What is Laparoscopy?
Laparoscopy is a procedure that uses a laparoscope, a long thin instrument with a light source at its tip, to light up the inside of the abdomen or pelvis. Fiberoptic fibers carry images from a lens, also at the tip of the instrument, to a video monitor, which the surgeon can view in real time. The laparoscope can be moved around within the abdominal or pelvic cavity to allow the physician to visualize the entire area without opening the abdomen or pelvic cavity to the air.
Diagnostic laparoscopy is routinely performed under a general anesthetic as a day procedure case, without the need for an overnight stay in hospital. More complex laparoscopic treatment may require one or more nights as an inpatient, depending on the exact procedure.
How is Laparoscopy performed?
A laparoscopy involves two cuts approximately 5-10mm long. The first cut is made just below the navel. A hollow needle is inserted. The needle is then connected to a supply of carbon dioxide gas, which is pumped into the abdomen.

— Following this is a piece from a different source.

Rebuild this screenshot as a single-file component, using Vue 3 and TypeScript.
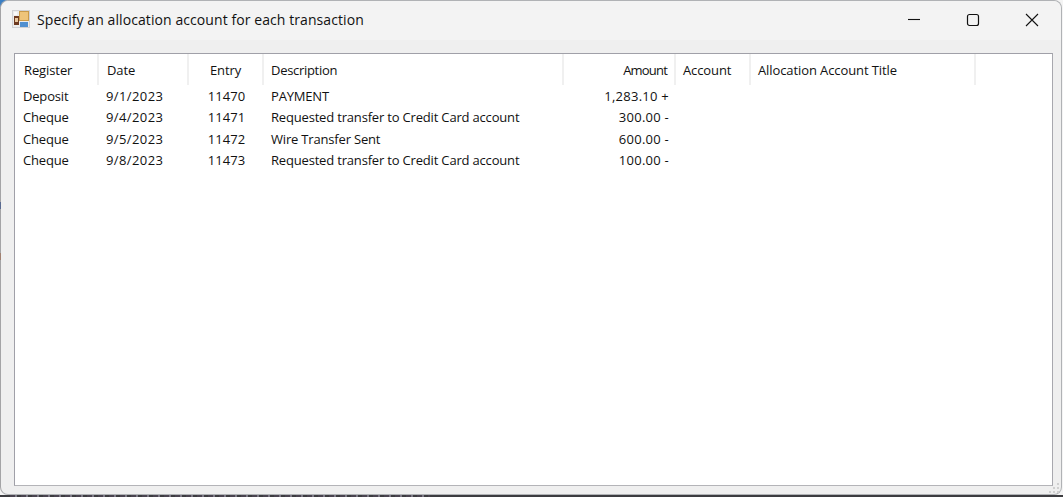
<script setup lang="ts">
interface Column { label: string; width: number; align?: 'left' | 'center' | 'right'; num?: string; head?: string }
const columns: Column[] = [
  { label: 'Register', width: 84 },
  { label: 'Date', width: 90, num: 'date' },
  { label: 'Entry', width: 75, align: 'center', num: 'entry' },
  { label: 'Description', width: 300, head: 'tight' },
  { label: 'Amount', width: 112, align: 'right', num: 'amount', head: 'tighter' },
  { label: 'Account', width: 75 },
  { label: 'Allocation Account Title', width: 225 }
]
const rows = [
  ['Deposit', '9/1/2023', '11470', 'PAYMENT', '1,283.10 +'],
  ['Cheque', '9/4/2023', '11471', 'Requested transfer to Credit Card account', '300.00 -'],
  ['Cheque', '9/5/2023', '11472', 'Wire Transfer Sent', '600.00 -'],
  ['Cheque', '9/8/2023', '11473', 'Requested transfer to Credit Card account', '100.00 -']
]
</script>

<template>
  <div class="desk">
    <div class="window">
      <div class="titlebar">
        <svg class="appicon" width="18" height="18" viewBox="0 0 18 18">
          <rect width="18" height="18" fill="#d0d1d4" />
          <rect x="1" y="1" width="16" height="16" fill="#ececec" />
          <rect x="7" y="1" width="10" height="10" fill="#c99a4a" />
          <rect x="8" y="2" width="8" height="8" fill="#eec47a" />
          <rect x="2" y="6" width="5" height="9" fill="#6e3a20" />
          <rect x="3" y="8" width="3" height="4" fill="#e8c8a0" />
          <rect x="8" y="12" width="8" height="5" fill="#4f8fd0" />
          <rect x="2" y="2" width="3" height="3" fill="#fafafa" />
        </svg>
        <span class="title">Specify an allocation account for each transaction</span>
        <div class="controls">
          <svg width="14" height="14" viewBox="0 0 14 14"><path d="M1 6.5h12" stroke="#111" stroke-width="1.1" fill="none" /></svg>
          <svg width="14" height="14" viewBox="0 0 14 14"><rect x="1.5" y="1.5" width="11" height="11" rx="2" stroke="#111" stroke-width="1.2" fill="none" /></svg>
          <svg width="14" height="14" viewBox="0 0 14 14"><path d="M1 1l12 12M13 1L1 13" stroke="#111" stroke-width="1.1" fill="none" /></svg>
        </div>
      </div>
      <div class="client">
        <div class="list">
          <div class="head">
            <div
              v-for="c in columns"
              :key="c.label"
              class="hcell"
              :class="[c.align, c.head]"
              :style="{ width: c.width + 'px' }"
            >{{ c.label }}</div>
          </div>
          <div v-for="(r, i) in rows" :key="i" class="row">
            <div
              v-for="(v, j) in r"
              :key="j"
              class="cell"
              :class="[columns[j].align, columns[j].num]"
              :style="{ width: columns[j].width + 'px' }"
            >{{ v }}</div>
          </div>
        </div>
        <svg class="grip" width="12" height="12" viewBox="0 0 12 12">
          <g fill="#cfcfcf">
            <rect x="8" y="1" width="2" height="2" />
            <rect x="4" y="5" width="2" height="2" />
            <rect x="8" y="5" width="2" height="2" />
            <rect x="0" y="9" width="2" height="2" />
            <rect x="4" y="9" width="2" height="2" />
            <rect x="8" y="9" width="2" height="2" />
          </g>
        </svg>
      </div>
    </div>
    <i class="edge edge-a"></i>
    <i class="edge edge-b"></i>
  </div>
</template>

<style>
html, body { margin: 0; background: #fff; }
</style>

<style scoped>
.desk {
  position: relative;
  width: 1063px;
  height: 497px;
  overflow: hidden;
  background:
    repeating-linear-gradient(90deg, #4a4450 0 5px, #7d7a86 5px 7px, #3c3c40 7px 11px) 10px 100% / 420px 2px no-repeat,
    linear-gradient(#3c3c40, #3c3c40) 0 100% / 100% 2px no-repeat,
    linear-gradient(#3b7fc4, #3b7fc4) 0 0 / 7px 7px no-repeat,
    #f4f4f4;
  font-family: "Open Sans", "Noto Sans", "Liberation Sans", sans-serif;
}
.window {
  width: 1062px;
  height: 495px;
  display: flex;
  flex-direction: column;
  box-sizing: border-box;
  background: #efefef;
  border: 1px solid #b0b2b5;
  border-left-color: #a4a4a6;
  border-radius: 8px;
}
.edge {
  position: absolute;
  left: 0;
  width: 1px;
  height: 7px;
}
.edge-a { top: 202px; background: #5a6a90; }
.edge-b { top: 253px; background: #a08070; }
.titlebar {
  height: 39px;
  flex: none;
  display: flex;
  align-items: center;
  padding-left: 11px;
  background: #f3f3f3;
  border-radius: 8px 8px 0 0;
}
.appicon { margin-top: -3px; }
.title {
  margin-left: 7px;
  margin-top: -3px;
  font-size: 14px;
  letter-spacing: 0.08px;
  color: #111;
}
.controls {
  margin-left: auto;
  display: flex;
  gap: 45px;
  padding-right: 22px;
  margin-top: -1px;
}
.client {
  flex: 1;
  position: relative;
  padding: 13px 8px 8px 13px;
  display: flex;
}
.list {
  flex: 1;
  box-sizing: border-box;
  background: #fff;
  border: 1px solid #a0a0a8;
  border-bottom-color: #b4b4b8;
  border-right-color: #a8a8ae;
  font-size: 13px;
  letter-spacing: -0.18px;
  color: #111;
}
.head {
  display: flex;
  height: 32px;
  letter-spacing: -0.1px;
}
.hcell {
  box-sizing: border-box;
  height: 31px;
  line-height: 32px;
  padding: 0 7px;
  border-right: 2px solid #f0f0f0;
  white-space: nowrap;
}
.hcell:first-child { padding-left: 9px; }
.hcell:nth-child(2) { padding-left: 8px; }
.tight { letter-spacing: -0.3px; }
.tighter { letter-spacing: -0.8px; }
.row {
  display: flex;
  height: 21.3px;
  line-height: 21.3px;
}
.cell {
  box-sizing: border-box;
  padding: 0 7px;
  white-space: nowrap;
}
.cell:first-child { padding-left: 8px; }
.date { letter-spacing: 0.4px; }
.entry { letter-spacing: 0.05px; }
.amount { letter-spacing: 0.25px; }
.center { text-align: center; }
.right { text-align: right; }
.grip {
  position: absolute;
  right: 0;
  bottom: 0;
}
</style>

This lifts the wall of the abdomen away from the organs inside, making it easier and safer to insert the laparoscope and examine the internal organs.
The laparoscope is inserted through a second small cut made on the abdomen. The exact position depends on the reason for the procedure. For instance, women having a gynecological investigation will usually have the incision in the belly button. This minimizes visible scarring.
If your surgeon needs to perform treatment or take samples (biopsies), additional small cuts are made for long, thin instruments that have been specially designed for this type of procedure. At the end of the procedure, the instruments are removed, the carbon dioxide gas is allowed to escape and the cuts are closed with stitches.